Change did not come overnight. But it came.
What followed the investigations was not just outrage—it was awakening.
Local activists, veterinarians, community leaders, and ordinary citizens began speaking out. Cities once known as hubs of the trade started to change course.
- Solo, once considered a center of the dog meat trade, took steps to shut markets down
- Semarang followed, signaling a regional shift
- In early 2023, Jakarta officially implemented a ban on the dog meat trade
These bans were more than policy decisions. They were public acknowledgements that something deeply wrong had been normalized for too long.
For the first time, the narrative began to shift—from quiet acceptance to collective responsibility.

From Survivors to Symbols of Change
The dogs who escaped the cages were never meant to survive.

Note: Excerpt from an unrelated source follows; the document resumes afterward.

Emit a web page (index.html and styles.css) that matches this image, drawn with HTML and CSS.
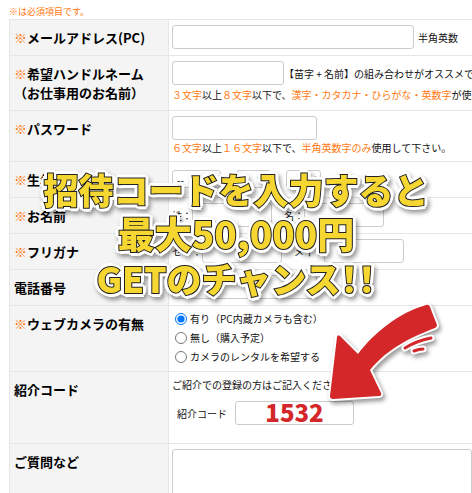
FILE: index.html
```html
<!DOCTYPE html>
<html lang="ja">
<head>
    <meta charset="UTF-8">
    <meta name="viewport" content="width=device-width, initial-scale=1.0">
    <title>登録フォーム</title>
    <link rel="stylesheet" href="styles.css">
</head>
<body>
    <main class="page">
        <p class="note accent">※は必須項目です。</p>

        <form>
            <table class="form-table">
                <tr>
                    <th><label for="mail"><span class="accent">※</span>メールアドレス(PC)</label></th>
                    <td>
                        <div class="line">
                            <input class="field field-mail" type="email" id="mail">
                            <span>半角英数</span>
                        </div>
                    </td>
                </tr>
                <tr>
                    <th><label for="handle"><span class="accent">※</span>希望ハンドルネーム<br>（お仕事用のお名前）</label></th>
                    <td>
                        <div class="line line-tight">
                            <input class="field field-handle" type="text" id="handle">
                            <span>【苗字 + 名前】の組み合わせがオススメです。</span>
                        </div>
                        <p class="help"><span class="accent">３文字</span>以上<span class="accent">８文字</span>以下で、<span class="accent">漢字・カタカナ・ひらがな・英数字</span>が使用できます。</p>
                    </td>
                </tr>
                <tr>
                    <th><label for="password"><span class="accent">※</span>パスワード</label></th>
                    <td>
                        <input class="field field-medium" type="password" id="password">
                        <p class="help"><span class="accent">６文字</span>以上<span class="accent">１６文字</span>以下で、<span class="accent">半角英数字のみ</span>使用して下さい。</p>
                    </td>
                </tr>
                <tr>
                    <th><label for="year"><span class="accent">※</span>生年月日(西暦)</label></th>
                    <td>
                        <div class="line line-date">
                            <select class="select select-year" id="year"><option>--</option></select>
                            <select class="select" aria-label="月"><option>--</option></select>
                            <select class="select" aria-label="日"><option>--</option></select>
                            <span>日</span>
                        </div>
                    </td>
                </tr>
                <tr>
                    <th><span class="accent">※</span>お名前</th>
                    <td>
                        <div class="line line-name">
                            <label for="sei">姓：</label>
                            <input class="field field-name" type="text" id="sei">
                            <label class="second" for="mei">名：</label>
                            <input class="field field-name" type="text" id="mei">
                        </div>
                    </td>
                </tr>
                <tr>
                    <th><span class="accent">※</span>フリガナ</th>
                    <td>
                        <div class="line line-name">
                            <label for="sei-kana">セイ：</label>
                            <input class="field field-name" type="text" id="sei-kana">
                            <label class="second" for="mei-kana">メイ：</label>
                            <input class="field field-name" type="text" id="mei-kana">
                        </div>
                    </td>
                </tr>
                <tr>
                    <th><label for="tel">電話番号</label></th>
                    <td><input class="field field-medium" type="tel" id="tel"></td>
                </tr>
                <tr>
                    <th><span class="accent">※</span>ウェブカメラの有無</th>
                    <td>
                        <div class="radios">
                            <label><input type="radio" name="camera" checked>有り（PC内蔵カメラも含む）</label>
                            <label><input type="radio" name="camera">無し（購入予定）</label>
                            <label><input type="radio" name="camera">カメラのレンタルを希望する</label>
                        </div>
                    </td>
                </tr>
                <tr class="row-code">
                    <th><label for="code">紹介コード</label></th>
                    <td>
                        <p>ご紹介での登録の方はご記入ください。</p>
                        <div class="line code-line">
                            <label for="code">紹介コード</label>
                            <input class="field field-code" type="text" id="code" value="1532">
                        </div>
                    </td>
                </tr>
                <tr>
                    <th><label for="question">ご質問など</label></th>
                    <td><textarea class="field field-area" id="question"></textarea></td>
                </tr>
            </table>
        </form>

        <!-- Campaign caption over the form -->
        <p class="caption">招待コードを入力すると<br><span class="amount">最大50,000円</span><br>GETのチャンス<span class="marks">！！</span></p>

        <!-- Arrow pointing at the code -->
        <svg class="arrow" viewBox="0 0 120 110" width="120" height="110" aria-hidden="true">
            <g class="arrow-outline">
                <path d="M104 6 Q107 5 108 8 L115 26 Q115 28 113 29 C92 37 67 48 48 71 L59 94 Q60 97 57 97 L11 100 Q8 100 8 97 L15 38 Q16 35 18 37 L36 55 C52 34 76 14 104 6Z"/>
                <path class="dash" d="M83 49 Q94 42 109 39M92 52 Q97 50 101 50"/>
            </g>
            <path d="M104 6 Q107 5 108 8 L115 26 Q115 28 113 29 C92 37 67 48 48 71 L59 94 Q60 97 57 97 L11 100 Q8 100 8 97 L15 38 Q16 35 18 37 L36 55 C52 34 76 14 104 6Z"/>
            <path class="dash" d="M83 49 Q94 42 109 39M92 52 Q97 50 101 50"/>
        </svg>
    </main>
</body>
</html>
```

FILE: styles.css
```css
:root {
    --accent: #ff7a12;
    --line: #e6e6e6;
    --field-border: #cccccc;
    --label-bg: #f4f4f4;
    --red: #d3272a;
    --yellow: #f6d631;
}

* {
    box-sizing: border-box;
}

body {
    margin: 0;
    background: #ffffff;
    color: #111111;
    font-family: "Noto Sans CJK JP", sans-serif;
    font-size: 10px;
    line-height: 15px;
}

p {
    margin: 0;
}

.page {
    position: relative;
    height: 100vh;
    padding: 4px 0 0 9px;
    overflow: hidden;
}

.accent {
    color: var(--accent);
}

.note {
    font-size: 9px;
}

.form-table {
    width: 100%;
    table-layout: fixed;
    border-collapse: collapse;
}

th, td {
    border-top: 1px solid var(--line);
    padding: 5px 0 6px 3px;
    text-align: left;
    vertical-align: top;
    white-space: nowrap;
}

th {
    width: 159px;
    padding: 8px 0 8px 4px;
    border-left: 1px solid var(--line);
    border-right: 1px solid var(--line);
    background: var(--label-bg);
    color: #000000;
    font-size: 13px;
    font-weight: 700;
    line-height: 19px;
}

th .accent {
    font-weight: 400;
}

.line {
    display: flex;
    align-items: center;
    gap: 4px;
}

.line-tight {
    gap: 0;
    padding-bottom: 2px;
}

.field {
    display: block;
    height: 24px;
    padding: 0 4px;
    border: 1px solid var(--field-border);
    border-radius: 3px;
    background: #ffffff;
    font: inherit;
}

.field-mail {
    width: 242px;
}

.field-handle {
    width: 112px;
}

.field-medium {
    width: 145px;
}

.field-name {
    width: 80px;
}

.line-date {
    gap: 15px;
    height: 24px;
}

.line-date span {
    margin-left: -10px;
}

.select {
    width: 35px;
    height: 18px;
    border: 1px solid var(--field-border);
    border-radius: 3px;
    background: #ffffff;
    font: inherit;
}

.select-year {
    width: 49px;
}

.line-name {
    gap: 0;
}

.second {
    margin-left: 12px;
}

.radios {
    display: flex;
    flex-direction: column;
    gap: 4px;
    padding: 0 0 1px 3px;
}

.radios label {
    display: flex;
    align-items: center;
    gap: 3px;
}

.radios input {
    width: 12px;
    height: 12px;
    margin: 0;
}

.row-code td {
    height: 72px;
}

.code-line {
    gap: 8px;
    padding: 9px 0 0 5px;
}

.field-code {
    width: 119px;
    padding-bottom: 4px;
    color: var(--red);
    font-size: 24px;
    font-weight: 900;
    text-align: center;
}

.field-area {
    width: 100%;
    height: 120px;
}

.caption {
    position: absolute;
    top: 167px;
    left: 0;
    right: 0;
    color: var(--yellow);
    font-size: 35px;
    font-weight: 900;
    line-height: 44px;
    text-align: center;
    white-space: nowrap;
    -webkit-text-stroke: 2px #222222;
    paint-order: stroke fill;
    filter:
        drop-shadow(2px 1px 0 #ffffff)
        drop-shadow(-2px -1px 0 #ffffff)
        drop-shadow(1px -2px 0 #ffffff)
        drop-shadow(-1px 2px 0 #ffffff)
        drop-shadow(2px 3px 2px rgba(0, 0, 0, 0.4));
}

.amount {
    font-size: 37px;
}

.marks {
    font-feature-settings: "palt";
}

.arrow {
    position: absolute;
    top: 299px;
    left: 322px;
    fill: var(--red);
    overflow: visible;
}

.arrow-outline {
    fill: #ffffff;
    stroke: #ffffff;
    stroke-width: 4;
    stroke-linejoin: round;
    filter: drop-shadow(2px 3px 2px rgba(0, 0, 0, 0.4));
}

.dash {
    fill: none;
    stroke: var(--red);
    stroke-width: 3;
    stroke-linecap: round;
}

.arrow-outline .dash {
    stroke: #ffffff;
    stroke-width: 7;
}
```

Many arrived at rescue centers emaciated, terrified, and unable to trust human hands. Some had spent days packed inside sacks, pressed against the bodies of others who didn’t make it.
Yet today, some of these same dogs sleep on couches.
They learn to play again.
They become living proof that survival is possible—and that cruelty is not destiny.

Their stories have done what reports and statistics alone could not:
they humanized the crisis.
Each rescued dog became an ambassador—not just for animal welfare, but for a different future Indonesia is slowly choosing.
A Future Still Being Written
The dog meat trade has not vanished completely. Enforcement remains uneven, and underground activity still exists. But the silence that once protected the industry has been broken.
Indonesia is changing—not because of outside pressure alone, but because compassion has taken root from within.
The empty collars of the past tell a painful story.
But the growing number of safe homes tells a new one.
This is no longer just about dogs.
It is about who we choose to be—and whether we are brave enough to protect those who cannot speak.
And for the first time in many years, hope is no longer the exception.